Okay, lets come to our story. Now you know my background, let us see where I stand today. As I said, I am doing final year in my engineering away from home. I stay in a women’s hostel. I am quite an introvert. I would not call myself quiet, I am rather talkative when someone talks to me, I just prefer to keep quiet in a group. Initiating a conversation is also not my cup of coffee. You will only know that if you only start talking to me. Initially I am very quiet and hard to talk with. But once when I get comfortable with someone, they will have to tell me to shut up every half an hour. That’s the best thing about my family, they love my chitchat.

I am deviating too much from the topic, let us stay with our 7 days. It all began when I came home from hostel on semester break. My travel was at night. So I reached home early morning. A night’s sleep was pending for me. But still I had a coffee and breakfast and planned to sleep after having a bath.
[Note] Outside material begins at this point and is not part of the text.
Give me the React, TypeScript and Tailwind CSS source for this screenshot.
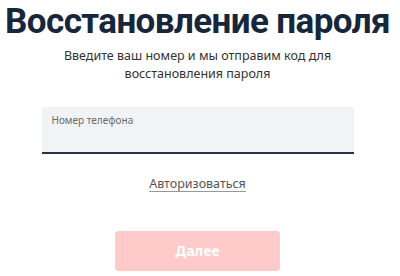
import React from 'react';

const App: React.FC = () => {
    return (
        <div className="w-[400px] h-[276px] bg-white flex flex-col items-center overflow-hidden pr-[5px]" style={{ fontFamily: '"Noto Sans", "Open Sans", sans-serif' }}>
            <h1 className="mt-[0px] text-[35px] leading-[44px] font-bold text-[#17263a] whitespace-nowrap tracking-[-0.6px]" style={{ fontFamily: 'Roboto, "Noto Sans", sans-serif' }}>Восстановление пароля</h1>
            <p className="mt-[3px] w-[280px] text-center text-[12.5px] leading-[18px] text-[#333]">
                Введите ваш номер и мы отправим код для восстановления пароля
            </p>
            <div className="mt-[24px] w-[312px] h-[47px] bg-[#f2f3f5] border-b-2 border-[#2a3440] rounded-t-[3px] px-[10px] pt-[6px]">
                <span className="block text-[10px] leading-[14px] text-[#6b6b6b]">Номер телефона</span>
            </div>
            <a href="#" className="mt-[21px] text-[12.5px] text-[#555] underline underline-offset-[3px] decoration-[#999]">Авторизоваться</a>
            <button className="mt-[37px] w-[165px] h-[40px] rounded-[4px] bg-[#fecaca] text-white text-[14px] font-bold">Далее</button>
        </div>
    );
};

export default App;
This was usual for me like all semester breaks. I was in my tub when I realized that some guests had arrived downstairs. I hated guests. They always demand our presence with a fixed smile. Ofcourse I never say that to anyone, instead I just stand behind my mother with that same fixed smile answering their questions for five minutes, then be back at my room. I am expected to do it every time and so I do it. So when I felt the presence of these guests downstairs, I knew I would be called down soon. It made me lazier. I sat in the tub for half an hour more. I only got up put down my bathing robe when my fingers pruned due to over exposure to water. I looked over the mirror. I was a plump girl with a round face. Though I used to be proud of my round eyes, they looked tired with lack of sleep (I didn’t have proper sleep for more than a month as I had my exams). Though I never thought myself as pretty nor liked my face, the fact that I had plump lips and fair complexion was something else that I liked about myself. But that day I looked pale. That was just the effect of a long journey and an equally long bath. I looked away from the mirror and dressed myself in my pajama. I took out my headphones and plugged it to my old phone. It had my favorite songs in it and now it was used as my ‘iPod’. I slipped it into my pocket and fell on to bed. While searching for my favorite songs, I remembered the guests downstairs. I was not called downstairs. I removed my headphones letting it fell around my neck and sharpened my ears. The guest was still downstairs, but there were no talk or laugh or anything else heard. The house seemed… well… tensed. I didn’t know whether I was supposed to go downstairs myself. I should have been happy that I was not called downstairs and I should have allowed my sleep to take over me. But my curiosity was pricked. And before I knew it, I was heading downstairs.